I am truly embarrassed at how much of my life I spent buying salsa instead of making it myself.  Homemade is fun, it tastes better, it’s cheaper, and totally customizable!  I typically double this recipe and fill many jars to store and give away, but even the recipe as-is will give you a good amount.  Start with the base and then taste and add things as needed, especially peppers.

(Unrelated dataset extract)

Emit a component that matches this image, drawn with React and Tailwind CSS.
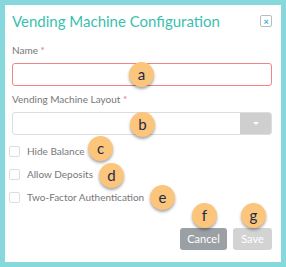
export default function App() {
  const badge = 'absolute w-[25px] h-[25px] rounded-full bg-[#fcc57c] shadow-[0_2px_3px_rgba(0,0,0,0.35)] flex items-center justify-center text-[15px] text-[#1f2a48] leading-none';

  return (
    <div className="w-[286px] h-[267px] bg-[#86d8dc] p-[5px]" style={{ fontFamily: 'Lato, "Liberation Sans", sans-serif' }}>
      <div className="relative h-full bg-white px-[7px] pt-[5px]">
        {/* Header */}
        <div className="flex items-center justify-between">
          <h1 className="text-[15px] text-[#3bbfae] leading-[22px]">Vending Machine Configuration</h1>
          <button className="w-[12px] h-[12px] mr-[2px] border border-[#bbb] rounded-[2px] flex items-center justify-center text-[#2ab0e0] text-[9px] leading-none font-bold">
            ×
          </button>
        </div>

        {/* Name */}
        <div className="mt-[11px] text-[10px] text-[#777] leading-[14px]">
          Name <span className="text-[#f06b6b]">*</span>
        </div>
        <div className="mt-[6px] mr-[2px] h-[23px] border border-[#f08585] rounded-[3px]" />

        {/* Layout */}
        <div className="mt-[6px] text-[10px] text-[#777] leading-[14px]">
          Vending Machine Layout <span className="text-[#f06b6b]">*</span>
        </div>
        <div className="mt-[6px] mr-[2px] h-[23px] flex border border-[#ddd] rounded-[3px] overflow-hidden">
          <div className="flex-1" />
          <div className="w-[31px] bg-[#cfcfcf] flex items-center justify-center">
            <div className="w-0 h-0 border-l-[3px] border-r-[3px] border-t-[3px] border-l-transparent border-r-transparent border-t-white" />
          </div>
        </div>

        {/* Checkboxes */}
        <div className="mt-[10px] flex flex-col gap-[11px] -ml-[3px]">
          {['Hide Balance', 'Allow Deposits', 'Two-Factor Authentication'].map(l => (
            <label key={l} className="flex items-center gap-[7px] text-[10px] text-[#777] leading-[12px]">
              <span className="w-[11px] h-[11px] border border-[#ddd] rounded-[2px] bg-white" />
              {l}
            </label>
          ))}
        </div>

        {/* Buttons */}
        <div className="mt-[25px] mr-[2px] flex justify-end gap-[6px]">
          <button className="w-[47px] h-[22px] rounded-[3px] bg-[#9ba0a4] text-white text-[11px]">Cancel</button>
          <button className="w-[39px] h-[22px] rounded-[3px] bg-[#d3d3d3] text-white text-[11px]">Save</button>
        </div>

        {/* Callout badges */}
        <div className={badge + ' left-[124px] top-[57px]'}>a</div>
        <div className={badge + ' left-[125px] top-[107px]'}>b</div>
        <div className={badge + ' left-[83px] top-[131px]'}>c</div>
        <div className={badge + ' left-[94px] top-[158px]'}>d</div>
        <div className={badge + ' left-[145px] top-[180px]'}>e</div>
        <div className={badge + ' left-[187px] top-[198px]'}>f</div>
        <div className={badge + ' left-[236px] top-[198px]'}>g</div>
      </div>
    </div>
  );
}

I make mine in the food processor, but I’ve done it in a blender in a pinch – you just have to do smaller amounts and stir together.  I generally start with the big can of the tomatoes and one can of rotel to break it down, then move a good amount to a mixing bowl just to free up some space in the food processor.  If you don’t, some of the garlic and onions tend to get lost and don’t break down, but you won’t find them until you’re pouring it into jars and it will irritate you.

Basic Salsa

28oz can whole tomatoes

2 cans rotel

half of an onion, roughly chopped

2 garlic cloves, peeled

1-2 jalapenos (you’ll start with half of one – they can really vary in heat), stemmed and seeded

1/2 tsp salt

1/2 tsp cumin

handful of cilantro leaves

1-2T lime juice

1. Process the tomatoes and one of the cans of rotel until they reach the desired consistency.  Pour half of the mixture into a large bowl.  Then add the other can of rotel, the onions, and garlic, and process until all of the garlic and onion bits are broken down adequately.  Add half of a jalepeno (the whole jalepeno if you know you want it hot), and the spices.  Blend again.  Add the cilantro leaves and lime juice, blend again.

2. Pour everything else into the big bowl and stir to combine.  Give it a taste – add more jalapeno, salt, garlic or lime to taste.  Store in jars in the refrigerator.  If well sealed, they will last a few months.  If you need it to last longer, I’d recommend freezing.